Data lines:
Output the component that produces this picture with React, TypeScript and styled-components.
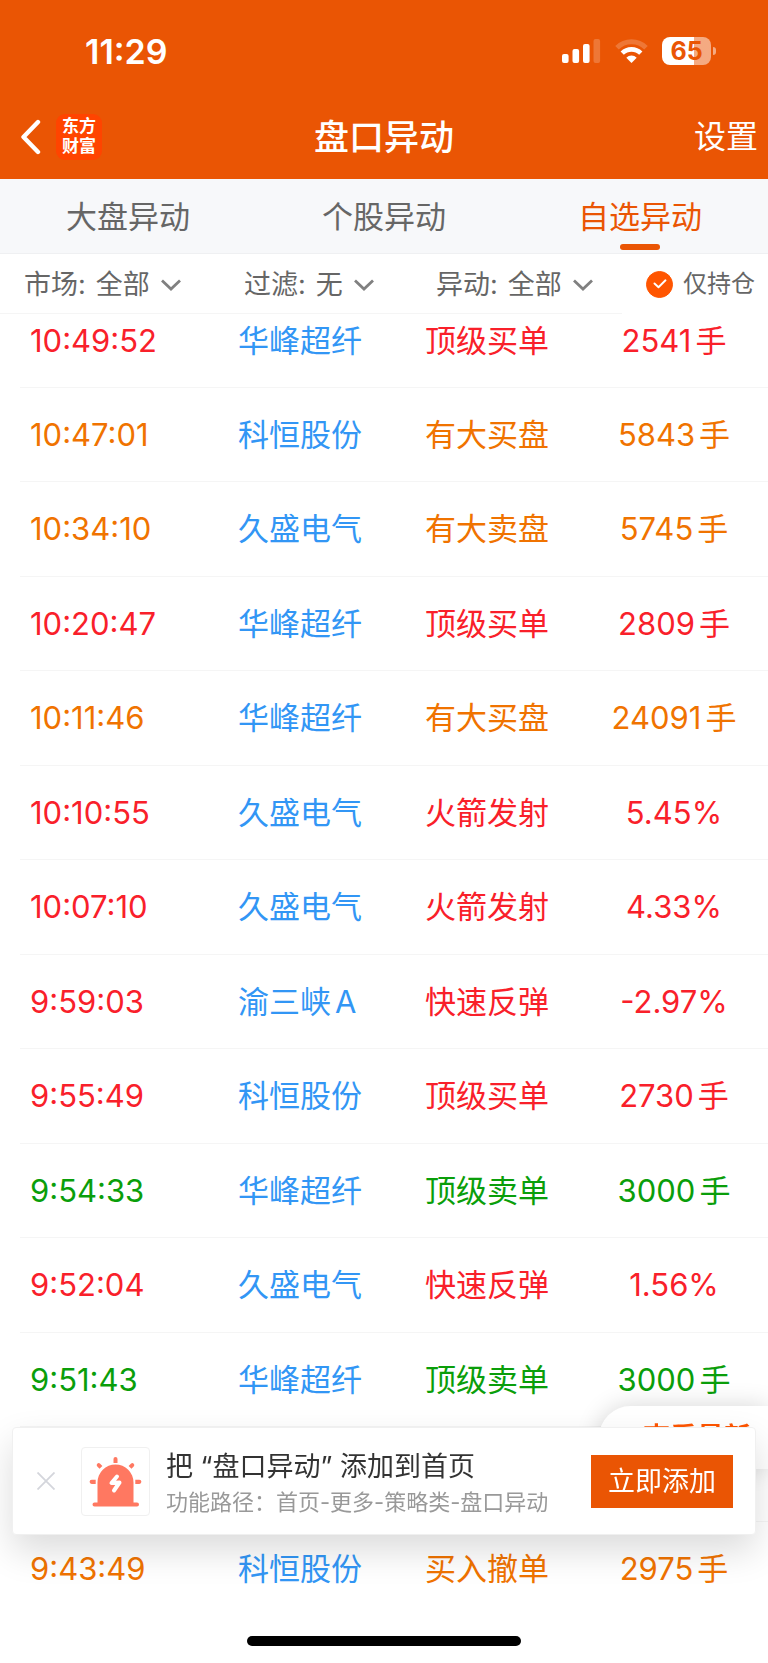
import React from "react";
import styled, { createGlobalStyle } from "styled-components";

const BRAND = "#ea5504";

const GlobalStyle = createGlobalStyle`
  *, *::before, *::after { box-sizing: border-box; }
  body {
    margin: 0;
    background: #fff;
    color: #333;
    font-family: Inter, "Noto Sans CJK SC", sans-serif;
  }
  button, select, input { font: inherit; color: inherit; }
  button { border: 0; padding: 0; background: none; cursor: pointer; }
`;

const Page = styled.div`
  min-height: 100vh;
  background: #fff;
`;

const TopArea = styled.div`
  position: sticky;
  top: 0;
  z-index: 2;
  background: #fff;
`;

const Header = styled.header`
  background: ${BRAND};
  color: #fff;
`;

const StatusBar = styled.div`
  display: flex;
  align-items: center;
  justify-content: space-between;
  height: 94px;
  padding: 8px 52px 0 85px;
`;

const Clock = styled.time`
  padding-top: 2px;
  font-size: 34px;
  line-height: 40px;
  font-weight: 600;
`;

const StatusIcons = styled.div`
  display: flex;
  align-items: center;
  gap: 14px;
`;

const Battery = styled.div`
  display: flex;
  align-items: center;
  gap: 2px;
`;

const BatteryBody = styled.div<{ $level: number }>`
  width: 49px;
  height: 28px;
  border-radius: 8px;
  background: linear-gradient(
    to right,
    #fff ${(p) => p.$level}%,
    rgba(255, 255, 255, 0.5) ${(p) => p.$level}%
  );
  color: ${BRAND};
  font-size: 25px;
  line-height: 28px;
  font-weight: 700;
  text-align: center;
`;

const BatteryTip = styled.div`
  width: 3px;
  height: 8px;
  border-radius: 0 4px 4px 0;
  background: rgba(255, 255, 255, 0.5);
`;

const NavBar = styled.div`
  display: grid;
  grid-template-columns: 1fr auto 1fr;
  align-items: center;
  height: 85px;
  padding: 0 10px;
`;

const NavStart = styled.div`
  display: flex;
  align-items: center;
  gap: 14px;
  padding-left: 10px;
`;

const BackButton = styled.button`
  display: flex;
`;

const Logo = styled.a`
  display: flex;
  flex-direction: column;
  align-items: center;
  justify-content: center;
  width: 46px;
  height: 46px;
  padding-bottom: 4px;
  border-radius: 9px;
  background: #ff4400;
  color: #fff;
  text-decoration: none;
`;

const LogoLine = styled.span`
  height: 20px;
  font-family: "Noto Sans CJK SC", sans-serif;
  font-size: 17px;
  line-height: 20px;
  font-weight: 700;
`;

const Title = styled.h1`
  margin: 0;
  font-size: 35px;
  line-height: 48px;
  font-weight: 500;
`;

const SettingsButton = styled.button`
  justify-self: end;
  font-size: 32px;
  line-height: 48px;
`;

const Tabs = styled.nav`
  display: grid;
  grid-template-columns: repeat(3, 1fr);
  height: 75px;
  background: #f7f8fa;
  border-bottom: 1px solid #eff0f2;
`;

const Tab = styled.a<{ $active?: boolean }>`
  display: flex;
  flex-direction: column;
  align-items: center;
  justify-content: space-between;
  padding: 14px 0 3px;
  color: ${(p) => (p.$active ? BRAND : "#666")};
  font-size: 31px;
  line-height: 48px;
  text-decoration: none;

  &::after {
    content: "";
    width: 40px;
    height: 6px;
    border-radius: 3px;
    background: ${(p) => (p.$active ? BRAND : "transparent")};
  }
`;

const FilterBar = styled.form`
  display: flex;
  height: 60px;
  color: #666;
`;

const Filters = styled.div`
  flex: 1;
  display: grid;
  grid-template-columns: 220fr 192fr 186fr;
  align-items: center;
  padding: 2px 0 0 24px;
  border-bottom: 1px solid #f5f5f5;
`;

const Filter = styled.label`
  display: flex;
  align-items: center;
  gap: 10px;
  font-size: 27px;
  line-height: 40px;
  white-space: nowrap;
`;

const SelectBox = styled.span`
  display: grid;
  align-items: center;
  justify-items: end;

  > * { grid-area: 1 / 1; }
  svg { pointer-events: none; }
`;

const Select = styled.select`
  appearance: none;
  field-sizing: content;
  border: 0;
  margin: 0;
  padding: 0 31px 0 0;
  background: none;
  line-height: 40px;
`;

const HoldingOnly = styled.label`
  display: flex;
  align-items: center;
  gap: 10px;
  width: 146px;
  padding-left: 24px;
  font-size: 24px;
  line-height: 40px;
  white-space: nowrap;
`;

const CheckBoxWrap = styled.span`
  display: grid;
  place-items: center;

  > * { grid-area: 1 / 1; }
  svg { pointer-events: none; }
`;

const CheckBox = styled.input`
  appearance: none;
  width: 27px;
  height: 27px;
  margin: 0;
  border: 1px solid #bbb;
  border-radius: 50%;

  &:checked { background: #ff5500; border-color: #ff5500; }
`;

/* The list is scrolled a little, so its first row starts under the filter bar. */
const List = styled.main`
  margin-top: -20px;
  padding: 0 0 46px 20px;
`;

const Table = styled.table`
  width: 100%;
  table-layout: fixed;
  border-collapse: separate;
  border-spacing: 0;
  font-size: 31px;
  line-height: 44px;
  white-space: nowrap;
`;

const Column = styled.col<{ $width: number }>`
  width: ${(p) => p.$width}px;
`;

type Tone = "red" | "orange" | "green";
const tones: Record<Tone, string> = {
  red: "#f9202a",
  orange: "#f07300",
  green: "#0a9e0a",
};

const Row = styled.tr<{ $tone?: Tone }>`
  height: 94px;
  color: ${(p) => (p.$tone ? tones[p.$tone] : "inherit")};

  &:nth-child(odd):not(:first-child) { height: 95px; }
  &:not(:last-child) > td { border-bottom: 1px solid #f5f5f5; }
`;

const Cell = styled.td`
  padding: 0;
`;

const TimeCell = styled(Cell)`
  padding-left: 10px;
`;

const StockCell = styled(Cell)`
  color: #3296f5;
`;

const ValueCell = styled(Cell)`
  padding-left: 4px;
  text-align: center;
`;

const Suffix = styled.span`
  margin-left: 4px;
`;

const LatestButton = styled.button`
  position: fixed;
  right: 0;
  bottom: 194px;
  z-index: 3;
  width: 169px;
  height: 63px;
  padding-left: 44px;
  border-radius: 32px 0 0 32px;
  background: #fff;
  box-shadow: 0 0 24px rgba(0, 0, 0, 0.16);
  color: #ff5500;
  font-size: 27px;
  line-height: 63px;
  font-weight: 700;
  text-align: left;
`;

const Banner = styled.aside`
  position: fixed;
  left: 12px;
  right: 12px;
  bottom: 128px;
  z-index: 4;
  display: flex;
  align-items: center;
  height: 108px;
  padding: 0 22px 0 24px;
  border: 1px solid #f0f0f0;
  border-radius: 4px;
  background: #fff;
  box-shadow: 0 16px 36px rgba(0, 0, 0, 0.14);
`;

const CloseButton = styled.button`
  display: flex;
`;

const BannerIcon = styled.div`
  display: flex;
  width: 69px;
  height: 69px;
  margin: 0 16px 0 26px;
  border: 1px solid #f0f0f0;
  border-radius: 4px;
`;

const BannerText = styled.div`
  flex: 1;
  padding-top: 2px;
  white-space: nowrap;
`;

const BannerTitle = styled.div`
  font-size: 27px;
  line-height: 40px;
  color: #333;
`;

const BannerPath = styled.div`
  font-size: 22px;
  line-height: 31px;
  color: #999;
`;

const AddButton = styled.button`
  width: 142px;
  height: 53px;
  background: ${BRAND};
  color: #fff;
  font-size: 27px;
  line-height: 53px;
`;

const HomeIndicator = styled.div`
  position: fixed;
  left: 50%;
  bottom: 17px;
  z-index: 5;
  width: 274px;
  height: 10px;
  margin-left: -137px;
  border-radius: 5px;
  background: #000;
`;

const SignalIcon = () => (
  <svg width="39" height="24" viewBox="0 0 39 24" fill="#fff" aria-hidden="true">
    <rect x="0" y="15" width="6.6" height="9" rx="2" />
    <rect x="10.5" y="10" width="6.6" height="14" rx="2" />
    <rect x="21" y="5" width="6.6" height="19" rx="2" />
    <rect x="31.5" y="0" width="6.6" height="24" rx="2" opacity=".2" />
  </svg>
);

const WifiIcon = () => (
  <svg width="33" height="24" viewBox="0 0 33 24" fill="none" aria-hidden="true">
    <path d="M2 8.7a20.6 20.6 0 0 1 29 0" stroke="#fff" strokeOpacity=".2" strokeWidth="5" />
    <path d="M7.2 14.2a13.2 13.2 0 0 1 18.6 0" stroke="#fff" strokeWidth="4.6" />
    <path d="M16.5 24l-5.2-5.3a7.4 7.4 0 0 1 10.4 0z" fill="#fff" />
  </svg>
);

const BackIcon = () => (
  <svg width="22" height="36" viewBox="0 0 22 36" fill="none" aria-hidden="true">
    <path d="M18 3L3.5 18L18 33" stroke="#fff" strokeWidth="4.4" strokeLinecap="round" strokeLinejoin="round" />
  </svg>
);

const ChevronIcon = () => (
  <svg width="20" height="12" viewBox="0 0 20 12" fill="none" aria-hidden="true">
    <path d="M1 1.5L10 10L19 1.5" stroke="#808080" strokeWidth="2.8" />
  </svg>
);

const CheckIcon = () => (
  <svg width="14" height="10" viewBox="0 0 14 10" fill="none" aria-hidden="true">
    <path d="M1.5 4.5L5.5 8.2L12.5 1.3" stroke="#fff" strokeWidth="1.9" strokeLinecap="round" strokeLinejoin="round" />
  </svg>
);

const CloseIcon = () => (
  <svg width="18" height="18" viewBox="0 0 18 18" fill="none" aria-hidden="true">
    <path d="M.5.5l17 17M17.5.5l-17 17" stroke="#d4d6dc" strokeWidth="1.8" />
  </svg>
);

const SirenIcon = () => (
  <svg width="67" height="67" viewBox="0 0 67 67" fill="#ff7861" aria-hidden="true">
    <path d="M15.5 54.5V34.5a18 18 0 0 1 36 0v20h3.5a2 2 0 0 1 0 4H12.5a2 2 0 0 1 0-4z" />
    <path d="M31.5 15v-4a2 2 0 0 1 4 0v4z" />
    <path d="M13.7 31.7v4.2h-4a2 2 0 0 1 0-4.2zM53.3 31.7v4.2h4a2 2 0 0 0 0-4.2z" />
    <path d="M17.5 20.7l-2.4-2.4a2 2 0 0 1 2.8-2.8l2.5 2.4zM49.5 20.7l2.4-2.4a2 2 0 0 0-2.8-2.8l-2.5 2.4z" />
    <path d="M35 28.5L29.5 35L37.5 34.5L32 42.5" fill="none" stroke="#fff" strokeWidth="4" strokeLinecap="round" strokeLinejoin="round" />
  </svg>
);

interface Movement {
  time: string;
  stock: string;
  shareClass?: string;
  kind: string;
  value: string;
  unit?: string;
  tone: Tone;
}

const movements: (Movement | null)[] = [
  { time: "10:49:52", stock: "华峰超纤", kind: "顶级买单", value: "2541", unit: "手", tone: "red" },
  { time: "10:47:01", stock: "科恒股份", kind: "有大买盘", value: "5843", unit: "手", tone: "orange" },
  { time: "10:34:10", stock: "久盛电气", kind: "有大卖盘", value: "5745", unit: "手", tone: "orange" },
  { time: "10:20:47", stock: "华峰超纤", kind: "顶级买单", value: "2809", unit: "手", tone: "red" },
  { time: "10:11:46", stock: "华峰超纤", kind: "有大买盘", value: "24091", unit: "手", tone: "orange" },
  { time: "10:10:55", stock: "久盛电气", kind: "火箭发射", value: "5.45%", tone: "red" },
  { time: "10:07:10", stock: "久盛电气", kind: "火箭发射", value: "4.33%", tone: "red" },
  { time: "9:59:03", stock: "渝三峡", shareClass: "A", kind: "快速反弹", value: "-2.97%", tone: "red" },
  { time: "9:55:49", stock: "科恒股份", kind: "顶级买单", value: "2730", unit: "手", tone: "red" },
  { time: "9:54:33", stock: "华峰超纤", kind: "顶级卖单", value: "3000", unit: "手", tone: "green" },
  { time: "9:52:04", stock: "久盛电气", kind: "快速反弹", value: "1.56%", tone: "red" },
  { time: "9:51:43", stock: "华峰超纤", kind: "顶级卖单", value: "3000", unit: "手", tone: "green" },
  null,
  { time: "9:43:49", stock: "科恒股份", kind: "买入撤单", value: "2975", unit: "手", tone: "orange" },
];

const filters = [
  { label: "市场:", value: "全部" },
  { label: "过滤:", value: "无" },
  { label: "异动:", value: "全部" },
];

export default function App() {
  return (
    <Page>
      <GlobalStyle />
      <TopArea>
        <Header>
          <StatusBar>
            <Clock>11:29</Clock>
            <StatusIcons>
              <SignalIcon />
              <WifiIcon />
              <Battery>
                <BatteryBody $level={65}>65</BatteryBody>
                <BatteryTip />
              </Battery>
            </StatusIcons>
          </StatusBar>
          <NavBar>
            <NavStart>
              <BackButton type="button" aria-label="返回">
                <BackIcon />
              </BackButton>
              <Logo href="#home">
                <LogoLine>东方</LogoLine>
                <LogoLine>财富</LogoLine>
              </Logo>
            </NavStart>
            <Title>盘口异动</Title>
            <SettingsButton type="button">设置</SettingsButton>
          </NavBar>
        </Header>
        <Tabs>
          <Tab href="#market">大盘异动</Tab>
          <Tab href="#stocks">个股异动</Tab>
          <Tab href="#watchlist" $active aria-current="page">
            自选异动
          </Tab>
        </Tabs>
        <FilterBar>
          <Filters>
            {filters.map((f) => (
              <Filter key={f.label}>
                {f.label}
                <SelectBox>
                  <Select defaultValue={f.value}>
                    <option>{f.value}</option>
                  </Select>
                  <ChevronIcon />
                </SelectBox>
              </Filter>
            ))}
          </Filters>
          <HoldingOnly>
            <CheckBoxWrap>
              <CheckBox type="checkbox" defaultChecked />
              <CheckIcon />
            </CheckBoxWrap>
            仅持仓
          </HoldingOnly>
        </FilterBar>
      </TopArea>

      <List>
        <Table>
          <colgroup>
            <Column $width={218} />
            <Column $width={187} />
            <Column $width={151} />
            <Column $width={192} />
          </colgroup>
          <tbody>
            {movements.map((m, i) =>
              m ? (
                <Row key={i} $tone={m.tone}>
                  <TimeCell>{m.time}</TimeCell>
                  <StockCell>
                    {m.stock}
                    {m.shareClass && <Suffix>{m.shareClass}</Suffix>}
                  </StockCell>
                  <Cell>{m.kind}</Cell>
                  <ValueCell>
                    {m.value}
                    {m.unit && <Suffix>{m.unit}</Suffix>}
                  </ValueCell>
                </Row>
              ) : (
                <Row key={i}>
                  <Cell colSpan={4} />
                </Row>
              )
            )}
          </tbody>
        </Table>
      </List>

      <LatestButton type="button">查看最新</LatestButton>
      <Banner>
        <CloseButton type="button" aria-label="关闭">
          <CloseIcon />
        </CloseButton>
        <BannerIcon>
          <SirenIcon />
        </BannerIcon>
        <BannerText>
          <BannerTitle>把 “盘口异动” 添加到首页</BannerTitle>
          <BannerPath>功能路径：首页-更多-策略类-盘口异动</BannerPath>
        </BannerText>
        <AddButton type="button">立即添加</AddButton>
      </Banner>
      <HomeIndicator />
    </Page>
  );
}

What is expected: All lines holding the word "components" should be picked out and copied.

Finished task:
Output the component that produces this picture with React, TypeScript and styled-components.
import styled, { createGlobalStyle } from "styled-components";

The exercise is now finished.